There has been a bunch of work recently on trying to automatically find relationships between language and the "real world", where "real world" actually often means some sort of simulated environment.  Here are a few papers along these lines:
There are others, of course, but these five form a fairly diverse example set.  There's not much work on trying to use the real world, but robotics people like Nick Roy (at MIT) are trying to make headway on this problem.

In the first paper, which is the one we'll talk about most, the key idea is that of hierarchical plans, represented as a pcfg.  For instance we might have a rule "OfferCup -> PickUpCup MoveCup ReleaseCup", where each of the subactions might either be atomic (correspond to actual muscle movements) or might itself be broken down further.  (Qustion: how context free is this problem?)

The key ambiguity is due to the fact that actions do not select for exactly one interpretation, as in the Blicket example.

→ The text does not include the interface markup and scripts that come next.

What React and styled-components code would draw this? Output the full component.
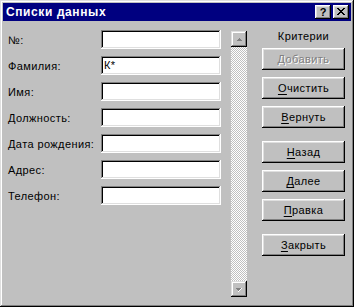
import React from "react";
import styled, { createGlobalStyle } from "styled-components";

const fields = [
  { label: "№:", value: "" },
  { label: "Фамилия:", value: "К*" },
  { label: "Имя:", value: "" },
  { label: "Должность:", value: "" },
  { label: "Дата рождения:", value: "" },
  { label: "Адрес:", value: "" },
  { label: "Телефон:", value: "" },
];

const buttons = [
  { text: "Добавить", disabled: true },
  { hot: "О", rest: "чистить" },
  { hot: "В", rest: "ернуть" },
  { hot: "Н", rest: "азад", group: true },
  { hot: "Д", rest: "алее" },
  { hot: "П", rest: "равка" },
  { hot: "З", rest: "акрыть", group: true },
];

export default function App() {
  return (
    <>
      <Global />
      <Window>
        <TitleBar>
          <Title>Списки данных</Title>
          <TitleButtons>
            <TitleButton>?</TitleButton>
            <TitleButton>
              <svg width="8" height="7" viewBox="0 0 8 7">
                <path d="M0 0h2v1h1v1h2V1h1V0h2v1H7v1H6v1H5v1h1v1h1v1h1v1H6V6H5V5H3v1H2v1H0V6h1V5h1V4h1V3H2V2H1V1H0z" fill="#000" />
              </svg>
            </TitleButton>
          </TitleButtons>
        </TitleBar>
        <Body>
          <Form>
            {fields.map((f) => (
              <React.Fragment key={f.label}>
                <Label>{f.label}</Label>
                <Field>{f.value}</Field>
              </React.Fragment>
            ))}
          </Form>
          <ScrollBar>
            <ArrowButton>
              <svg width="7" height="5" viewBox="0 0 7 5">
                <path d="M3 1h1v1h1v1h1v1H1V3h1V2h1z" fill="#808080" />
              </svg>
            </ArrowButton>
            <Track />
            <ArrowButton>
              <svg width="8" height="5" viewBox="0 0 8 5">
                <path d="M1 1h5v1H5v1H4v1H3V3H2V2H1z" fill="#808080" />
                <path d="M6 1h1v1H6v1H5v1H4v1H3V4h1V3h1V2h1z" fill="#fff" />
              </svg>
            </ArrowButton>
          </ScrollBar>
          <Side>
            <Caption>Критерии</Caption>
            {buttons.map((b, i) => (
              <Button key={i} $group={b.group} $disabled={b.disabled}>
                {b.disabled ? b.text : (<><u>{b.hot}</u>{b.rest}</>)}
              </Button>
            ))}
          </Side>
        </Body>
      </Window>
    </>
  );
}

const Global = createGlobalStyle`
  html, body {
    margin: 0;
    padding: 0;
    background: #c0c0c0;
  }
  body {
    font-family: "Liberation Sans", Arial, sans-serif;
    font-size: 11px;
  }
`;

const Window = styled.div`
  width: 354px;
  height: 307px;
  box-sizing: border-box;
  padding: 3px;
  background: #c0c0c0;
  box-shadow: inset -1px -1px #000, inset 1px 1px #dfdfdf,
    inset -2px -2px #808080, inset 2px 2px #fff;
  display: flex;
  flex-direction: column;
`;

const TitleBar = styled.div`
  height: 18px;
  background: #000080;
  display: flex;
  align-items: center;
  justify-content: space-between;
  padding: 0 2px 0 3px;
`;

const Title = styled.div`
  color: #fff;
  font-weight: bold;
  font-size: 12px;
  letter-spacing: 0.6px;
`;

const TitleButtons = styled.div`
  display: flex;
  gap: 2px;
`;

const TitleButton = styled.div`
  width: 16px;
  height: 14px;
  box-sizing: border-box;
  background: #c0c0c0;
  box-shadow: inset -1px -1px #000, inset 1px 1px #fff,
    inset -2px -2px #808080, inset 2px 2px #dfdfdf;
  display: flex;
  align-items: center;
  justify-content: center;
  font-weight: bold;
  font-size: 11px;
  color: #000;
  padding-bottom: 1px;
`;

const Body = styled.div`
  flex: 1;
  display: flex;
  align-items: flex-start;
  padding: 9px 0 0 5px;
`;

const Form = styled.div`
  display: grid;
  grid-template-columns: 93px 120px;
  grid-auto-rows: 19px;
  row-gap: 7px;
  align-items: center;
`;

const Label = styled.div`
  color: #000;
  letter-spacing: 0.4px;
  white-space: nowrap;
`;

const Field = styled.div`
  height: 19px;
  box-sizing: border-box;
  background: #fff;
  padding: 3px 3px 0;
  letter-spacing: 0.4px;
  box-shadow: inset -1px -1px #fff, inset 1px 1px #808080,
    inset -2px -2px #dfdfdf, inset 2px 2px #000;
`;

const ScrollBar = styled.div`
  width: 16px;
  height: 266px;
  margin: 1px 0 0 10px;
  display: flex;
  flex-direction: column;
`;

const ArrowButton = styled.div`
  width: 16px;
  height: 16px;
  box-sizing: border-box;
  background: #c0c0c0;
  box-shadow: inset -1px -1px #000, inset 1px 1px #dfdfdf,
    inset -2px -2px #808080, inset 2px 2px #fff;
  display: flex;
  align-items: center;
  justify-content: center;
`;

const Track = styled.div`
  flex: 1;
  background: repeating-conic-gradient(#fff 0 25%, #c0c0c0 0 50%) 0 0 / 2px 2px;
`;

const Side = styled.div`
  width: 83px;
  margin-left: 15px;
  display: flex;
  flex-direction: column;
  gap: 7px;
`;

const Caption = styled.div`
  text-align: center;
  height: 13px;
  line-height: 13px;
  margin-bottom: -2px;
  letter-spacing: 0.4px;
`;

const Button = styled.div`
  height: 22px;
  box-sizing: border-box;
  background: #c0c0c0;
  box-shadow: inset -1px -1px #000, inset 1px 1px #fff,
    inset -2px -2px #808080, inset 2px 2px #dfdfdf;
  display: flex;
  align-items: center;
  justify-content: center;
  letter-spacing: 0.4px;
  margin-top: ${({ $group }) => ($group ? "6px" : "0")};
  color: ${({ $disabled }) => ($disabled ? "#808080" : "#000")};
  text-shadow: ${({ $disabled }) => ($disabled ? "1px 1px 0 #fff" : "none")};

  u {
    text-underline-offset: 2px;
  }
`;
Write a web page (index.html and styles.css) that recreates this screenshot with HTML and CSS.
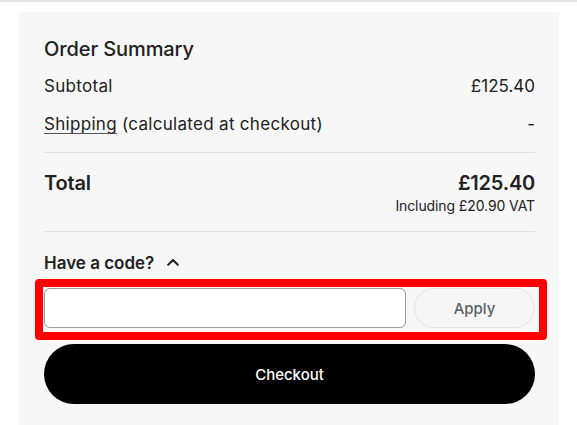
FILE: index.html
```html
<!DOCTYPE html>
<html lang="en">
<head>
<meta charset="utf-8">
<title>Order Summary</title>
<link rel="stylesheet" href="styles.css">
</head>
<body>
<div class="topline"></div>
<section class="summary">
  <h2 class="summary-title">Order Summary</h2>
  <div class="row">
    <span>Subtotal</span>
    <span class="amount">£125.40</span>
  </div>
  <div class="row">
    <span><a class="link" href="#">Shipping</a> (calculated at checkout)</span>
    <span class="amount">-</span>
  </div>
  <hr class="divider">
  <div class="total">
    <span class="total-label">Total</span>
    <div class="total-right">
      <span class="total-price">£125.40</span>
      <span class="vat">Including £20.90 VAT</span>
    </div>
  </div>
  <hr class="divider divider-2">
  <button class="code-toggle" type="button">
    <span>Have a code?</span>
    <svg class="chevron" width="12" height="8" viewBox="0 0 12 8" aria-hidden="true">
      <path d="M1.2 6.8 L6 2 L10.8 6.8" fill="none" stroke="#222" stroke-width="2" stroke-linecap="round" stroke-linejoin="round"/>
    </svg>
  </button>
  <div class="code-row">
    <input class="code-input" type="text" aria-label="Discount code">
    <button class="apply" type="button">Apply</button>
  </div>
  <button class="checkout" type="button">Checkout</button>
</section>
</body>
</html>
```

FILE: styles.css
```css
* {
  box-sizing: border-box;
}

html, body {
  margin: 0;
  padding: 0;
  background: #ffffff;
}

body {
  font-family: Inter, "Noto Sans", Arial, sans-serif;
  color: #222222;
  height: 425px;
  overflow: hidden;
}

.topline {
  height: 2px;
  background: #e4e4e4;
}

.summary {
  margin: 10px 0 0 19px;
  width: 540px;
  background: #f7f7f7;
  padding: 23px 24px 24px 25px;
}

.summary-title {
  margin: 0 0 4px;
  font-size: 20px;
  line-height: 28px;
  font-weight: 500;
  letter-spacing: -0.1px;
}

.row {
  display: flex;
  justify-content: space-between;
  align-items: baseline;
  padding: 7px 0;
  font-size: 17px;
  line-height: 24px;
  letter-spacing: 0.3px;
}

.row .amount {
  letter-spacing: 0;
}

.link {
  color: inherit;
  text-decoration: underline;
  text-decoration-thickness: 1px;
  text-underline-offset: 3px;
  text-decoration-color: #555;
}

.divider {
  border: 0;
  height: 1px;
  background: #e2e2e2;
  margin: 9px 0 16px;
}

.divider-2 {
  margin: 16px 0 19px;
}

.total {
  display: flex;
  justify-content: space-between;
  align-items: flex-start;
}

.total-label,
.total-price {
  font-size: 20px;
  line-height: 28px;
  font-weight: 600;
  letter-spacing: -0.2px;
}

.total-right {
  display: flex;
  flex-direction: column;
  align-items: flex-end;
}

.vat {
  font-size: 14px;
  line-height: 18px;
  letter-spacing: -0.1px;
}

.code-toggle {
  display: flex;
  align-items: center;
  gap: 13px;
  padding: 0;
  border: 0;
  background: none;
  font: inherit;
  color: inherit;
  font-size: 17px;
  line-height: 24px;
  font-weight: 600;
  cursor: pointer;
}

.chevron {
  margin-top: -2px;
}

.code-row {
  display: flex;
  gap: 8px;
  margin: 4px -12px 0 -9px;
  padding: 1px 4px 4px 1px;
  border: 8px solid #ff0000;
  border-radius: 4px;
}

.code-input {
  flex: 1;
  height: 40px;
  border: 1px solid #9a9a9a;
  border-radius: 6px;
  background: #ffffff;
  font: inherit;
  font-size: 16px;
  padding: 0 12px;
}

.apply {
  width: 121px;
  height: 40px;
  border: 1px solid #e3e3e3;
  border-radius: 20px;
  background: #f6f6f6;
  color: #5a5f66;
  font: inherit;
  font-size: 15px;
  font-weight: 500;
  cursor: pointer;
}

.checkout {
  display: block;
  width: 100%;
  height: 60px;
  margin-top: 4px;
  border: 0;
  border-radius: 30px;
  background: #000000;
  color: #ffffff;
  font: inherit;
  font-size: 15px;
  font-weight: 500;
  cursor: pointer;
}
```
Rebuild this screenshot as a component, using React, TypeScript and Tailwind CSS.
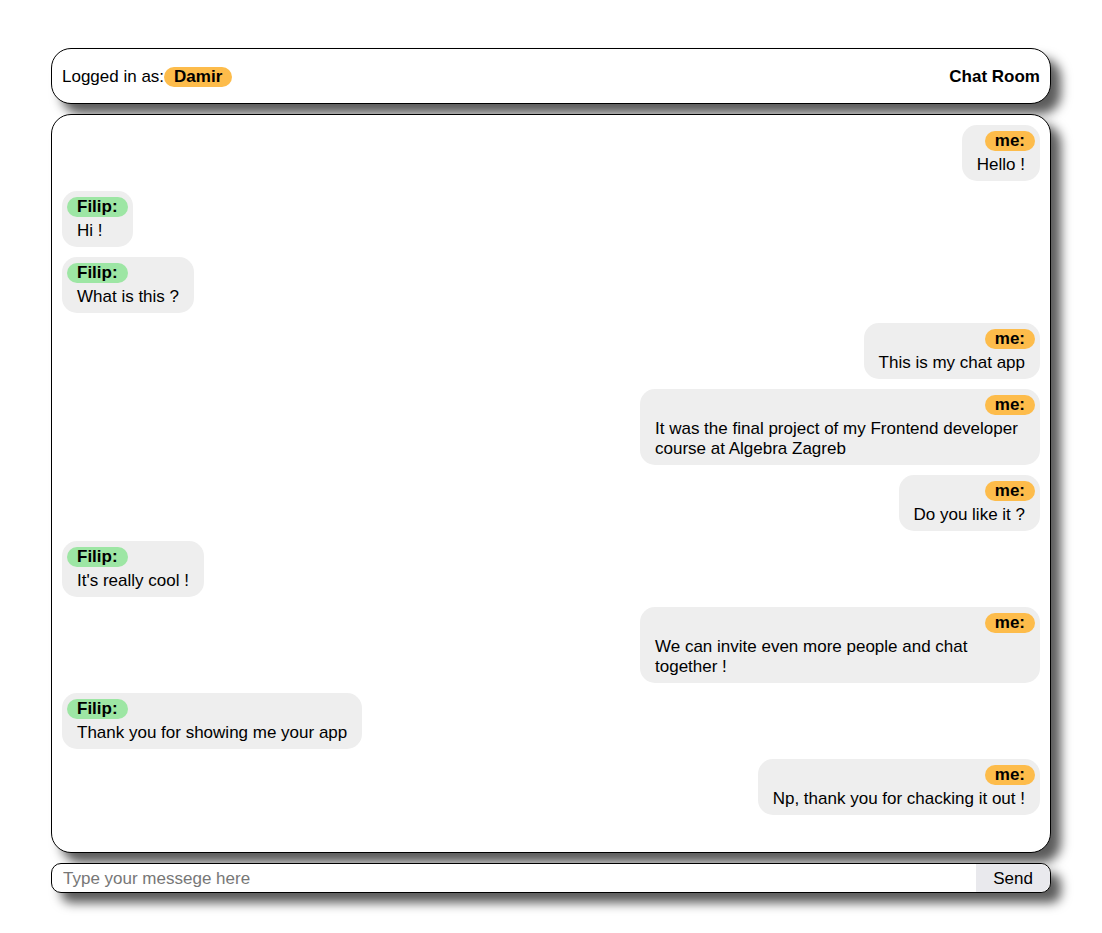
import React, { useState } from 'react'

type Message = {
  author: string
  text: string
  mine: boolean
}

const messages: Message[] = [
  { author: 'me', text: 'Hello !', mine: true },
  { author: 'Filip', text: 'Hi !', mine: false },
  { author: 'Filip', text: 'What is this ?', mine: false },
  { author: 'me', text: 'This is my chat app', mine: true },
  {
    author: 'me',
    text: 'It was the final project of my Frontend developer course at Algebra Zagreb',
    mine: true,
  },
  { author: 'me', text: 'Do you like it ?', mine: true },
  { author: 'Filip', text: "It's really cool !", mine: false },
  { author: 'me', text: 'We can invite even more people and chat together !', mine: true },
  { author: 'Filip', text: 'Thank you for showing me your app', mine: false },
  { author: 'me', text: 'Np, thank you for chacking it out !', mine: true },
]

function Bubble({ msg }: { msg: Message }) {
  return (
    <div
      className={`flex flex-col max-w-[400px] rounded-[15px] bg-[#eeeeee] px-[5px] pt-[6px] pb-[5px] ${
        msg.mine ? 'self-end items-end' : 'self-start items-start'
      }`}
    >
      <span
        className={`h-5 rounded-full px-[10px] font-bold leading-5 ${
          msg.mine ? 'bg-[#fdbc4b]' : 'bg-[#9de6a4]'
        }`}
      >
        {msg.mine ? 'me:' : msg.author + ':'}
      </span>
      <p className="self-start px-[10px] pt-[4px] pb-[1px] leading-5">{msg.text}</p>
    </div>
  )
}

export default function App() {
  const [text, setText] = useState('')

  return (
    <div className="min-h-[933px] bg-white pt-12 font-['Liberation_Sans',Arial,sans-serif] text-[17px] text-black">
      <div className="mx-auto flex w-[1000px] flex-col gap-[10px]">
        <header className="flex h-[56px] items-center justify-between rounded-[20px] border border-black bg-white px-[10px] shadow-[10px_10px_11px_#5c5c5c]">
          <div className="flex items-center pt-px">
            <span>Logged in as:</span>
            <span className="h-5 rounded-full bg-[#fdbc4b] px-[10px] font-bold leading-5">Damir</span>
          </div>
          <span className="pt-px font-bold">Chat Room</span>
        </header>

        <div className="flex h-[739px] flex-col gap-[10px] overflow-y-auto rounded-[20px] border border-black bg-white p-[10px] shadow-[10px_10px_11px_#5c5c5c]">
          {messages.map((m, i) => (
            <Bubble key={i} msg={m} />
          ))}
        </div>

        <form
          className="flex h-[30px] overflow-hidden rounded-[10px] border border-black bg-white shadow-[10px_10px_11px_#5c5c5c]"
          onSubmit={(e) => {
            e.preventDefault()
            setText('')
          }}
        >
          <input
            className="flex-1 pl-[11px] pr-[10px] pt-px outline-none placeholder:text-[#777]"
            placeholder="Type your messege here"
            value={text}
            onChange={(e) => setText(e.target.value)}
          />
          <button type="submit" className="w-[74px] rounded-r-[10px] bg-[#e9e9ed] pt-px text-center">
            Send
          </button>
        </form>
      </div>
    </div>
  )
}
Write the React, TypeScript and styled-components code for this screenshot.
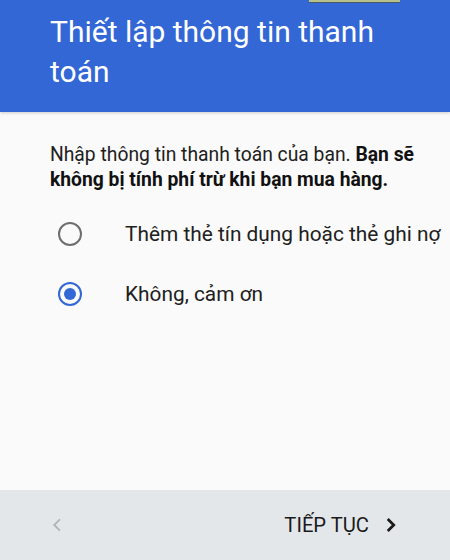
import React, { useState } from "react";
import styled, { createGlobalStyle } from "styled-components";

const Global = createGlobalStyle`
  html, body {
    margin: 0;
    padding: 0;
    background: #fafafa;
  }
  body {
    font-family: Roboto, "Noto Sans", "Liberation Sans", sans-serif;
    -webkit-font-smoothing: antialiased;
  }
`;

const Screen = styled.div`
  position: relative;
  width: 450px;
  height: 560px;
  display: flex;
  flex-direction: column;
  background: #fafafa;
  overflow: hidden;
`;

const Header = styled.header`
  height: 112px;
  box-sizing: border-box;
  padding: 12px 30px 0 50px;
  background: #3367d6;
  box-shadow: 0 1px 3px rgba(0, 0, 0, 0.18);
  position: relative;
  z-index: 1;
`;

const Title = styled.h1`
  margin: 0;
  font-size: 30px;
  line-height: 40px;
  font-weight: 400;
  color: #ffffff;
`;

const Peek = styled.div`
  position: absolute;
  top: 0;
  left: 309px;
  width: 91px;
  height: 2px;
  background: #b6c28a;
  border-bottom: 1px solid #4a5a6a;
`;

const Main = styled.main`
  flex: 1;
  padding: 30px 10px 0 50px;
`;

const Intro = styled.p`
  margin: 0 0 12px;
  font-size: 19.3px;
  line-height: 25px;
  color: #202020;
  white-space: nowrap;
`;

const Strong = styled.strong`
  font-weight: 700;
  color: #111;
`;

const Options = styled.div`
  display: flex;
  flex-direction: column;
`;

const Option = styled.label`
  display: flex;
  align-items: center;
  height: 60px;
  cursor: pointer;
`;

const Radio = styled.span<{ $on: boolean }>`
  box-sizing: border-box;
  flex-shrink: 0;
  width: 24px;
  height: 24px;
  margin-left: 8px;
  margin-right: 43px;
  border-radius: 50%;
  border: 2.5px solid ${(p) => (p.$on ? "#3367d6" : "#6e6e6e")};
  display: flex;
  align-items: center;
  justify-content: center;
  &::after {
    content: "";
    width: 12px;
    height: 12px;
    border-radius: 50%;
    background: #3367d6;
    display: ${(p) => (p.$on ? "block" : "none")};
  }
`;

const OptionText = styled.span`
  font-size: 20.85px;
  color: #202020;
  white-space: nowrap;
`;

const Footer = styled.footer`
  height: 70px;
  flex-shrink: 0;
  background: #e3e7ea;
  display: flex;
  align-items: center;
  justify-content: space-between;
  padding: 0 48px 0 46px;
`;

const NavButton = styled.button<{ $disabled?: boolean }>`
  display: flex;
  align-items: center;
  gap: 11px;
  border: 0;
  background: none;
  padding: 0;
  font-family: inherit;
  font-size: 20.2px;
  color: ${(p) => (p.$disabled ? "#b0b4b8" : "#1a1a1a")};
  cursor: pointer;
`;

const Chevron = ({ dir, color, weight }: { dir: "left" | "right"; color: string; weight: number }) => (
  <svg width="22" height="22" viewBox="0 0 24 24" fill="none">
    <path
      d={dir === "left" ? "M14.5 6.5 9 12l5.5 5.5" : "M9.5 6.5 15 12l-5.5 5.5"}
      stroke={color}
      strokeWidth={weight}
      strokeLinecap="square"
    />
  </svg>
);

export default function App() {
  const [choice, setChoice] = useState("none");
  const options = [
    { id: "card", label: "Thêm thẻ tín dụng hoặc thẻ ghi nợ" },
    { id: "none", label: "Không, cảm ơn" },
  ];
  return (
    <Screen>
      <Global />
      <Header>
        <Peek />
        <Title>Thiết lập thông tin thanh toán</Title>
      </Header>
      <Main>
        <Intro>
          Nhập thông tin thanh toán của bạn. <Strong>Bạn sẽ</Strong>
          <br />
          <Strong>không bị tính phí trừ khi bạn mua hàng.</Strong>
        </Intro>
        <Options>
          {options.map((o) => (
            <Option key={o.id} onClick={() => setChoice(o.id)}>
              <Radio $on={choice === o.id} />
              <OptionText>{o.label}</OptionText>
            </Option>
          ))}
        </Options>
      </Main>
      <Footer>
        <NavButton $disabled aria-label="Quay lại">
          <Chevron dir="left" color="#b0b4b8" weight={2} />
        </NavButton>
        <NavButton>
          TIẾP TỤC
          <Chevron dir="right" color="#1a1a1a" weight={3} />
        </NavButton>
      </Footer>
    </Screen>
  );
}
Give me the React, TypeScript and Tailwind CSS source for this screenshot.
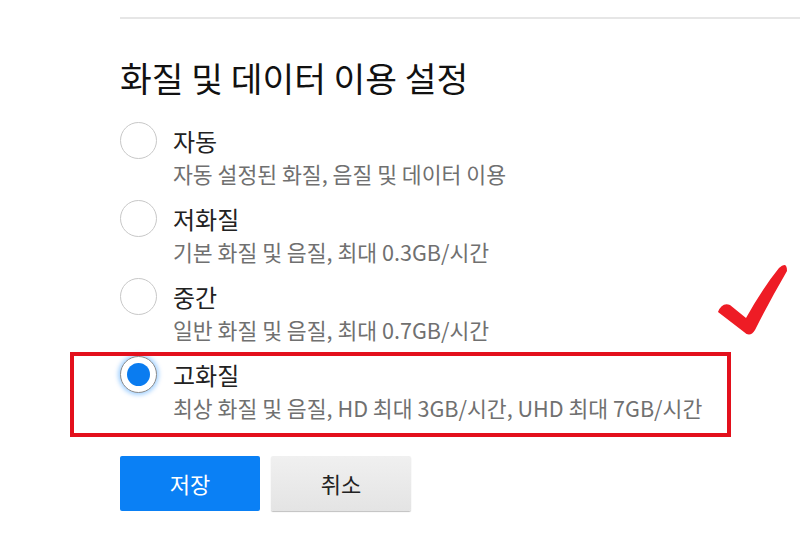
const options = [
  { label: '자동', desc: '자동 설정된 화질, 음질 및 데이터 이용' },
  { label: '저화질', desc: '기본 화질 및 음질, 최대 0.3GB/시간' },
  { label: '중간', desc: '일반 화질 및 음질, 최대 0.7GB/시간' },
  { label: '고화질', desc: '최상 화질 및 음질, HD 최대 3GB/시간, UHD 최대 7GB/시간', checked: true },
]

function Radio({ checked }: { checked?: boolean }) {
  if (checked) {
    return (
      <div className="flex h-[37px] w-[37px] shrink-0 items-center justify-center rounded-full border border-[#8a8a8a] bg-white shadow-[0_0_4px_2px_rgba(0,128,255,0.35)]">
        <div className="h-[23px] w-[23px] rounded-full bg-[#0a7cf0]" />
      </div>
    )
  }
  return <div className="h-[37px] w-[37px] shrink-0 rounded-full border-[1.5px] border-[#c8c8c8] bg-white" />
}

export default function App() {
  return (
    <main className="relative h-[550px] w-[800px] overflow-hidden bg-white pl-[120px] pt-[17px] text-[#222] [font-family:'Noto_Sans_CJK_KR','Noto_Sans',sans-serif]">
      <div className="h-[2px] w-full bg-[#e6e6e6]" />
      <h1 className="mt-[35px] text-[34.5px] leading-[46px] font-normal text-[#111]">화질 및 데이터 이용 설정</h1>
      <div className="mt-[22px] flex flex-col gap-[11px]">
        {options.map((o) => (
          <div key={o.label} className="relative flex items-start gap-4">
            {o.checked && (
              <div className="pointer-events-none absolute left-[-50px] top-[-4px] h-[85px] w-[661px] border-4 border-[#e3101c]" />
            )}
            <Radio checked={o.checked} />
            <div className="flex flex-col">
              <span className="text-[24px] leading-[37px]">{o.label}</span>
              <span className="text-[21.6px] leading-[30px] text-[#707070]">{o.desc}</span>
            </div>
          </div>
        ))}
      </div>
      <div className="mt-[33px] flex gap-[11px]">
        <button className="h-[55px] w-[140px] rounded-[2px] bg-[#0a80f5] text-[22px] text-white">저장</button>
        <button className="h-[55px] w-[140px] rounded-[2px] bg-gradient-to-b from-[#f0f0f0] to-[#e4e4e4] text-[22px] text-[#222] shadow-[0_1px_1px_rgba(0,0,0,0.25)]">취소</button>
      </div>
      <svg className="absolute left-[715px] top-[262px]" width="75" height="75" viewBox="0 0 75 75">
        <path d="M3 50 Q7 40 15 43 L31 56 Q47 27 64 6 Q72 -1 72 9 Q54 40 40 68 Q35 76 29 70 Z" fill="#ee1c25" />
      </svg>
    </main>
  )
}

In this paper, they hand constructed a PCFG for actions and the key learning question was whether you could figure out the level of ambiguity automatically.  The basic idea is to look at relative frequencies of occurance between lexical items and nodes in the PCFG tree for the actions.

01 December 2010

P4, grading rules

So P4 has been posted for a while.  It is "optional" in the sense that your project grades will be based on your best three out of four grades.  In particular, here's what will happen.

Suppose that your grades on P1, ..., P4 are a,b,c,d.  (If you don't do P4, then d=0.)

Let x = [ (a + b + c + d) - min { a, b, c, d } ] / 3

Then x is your average grade on your best three projects.


We will use x as your overall project grade (i.e., since each project is weighed equally, it will be like you got a score of x on all FOUR of them).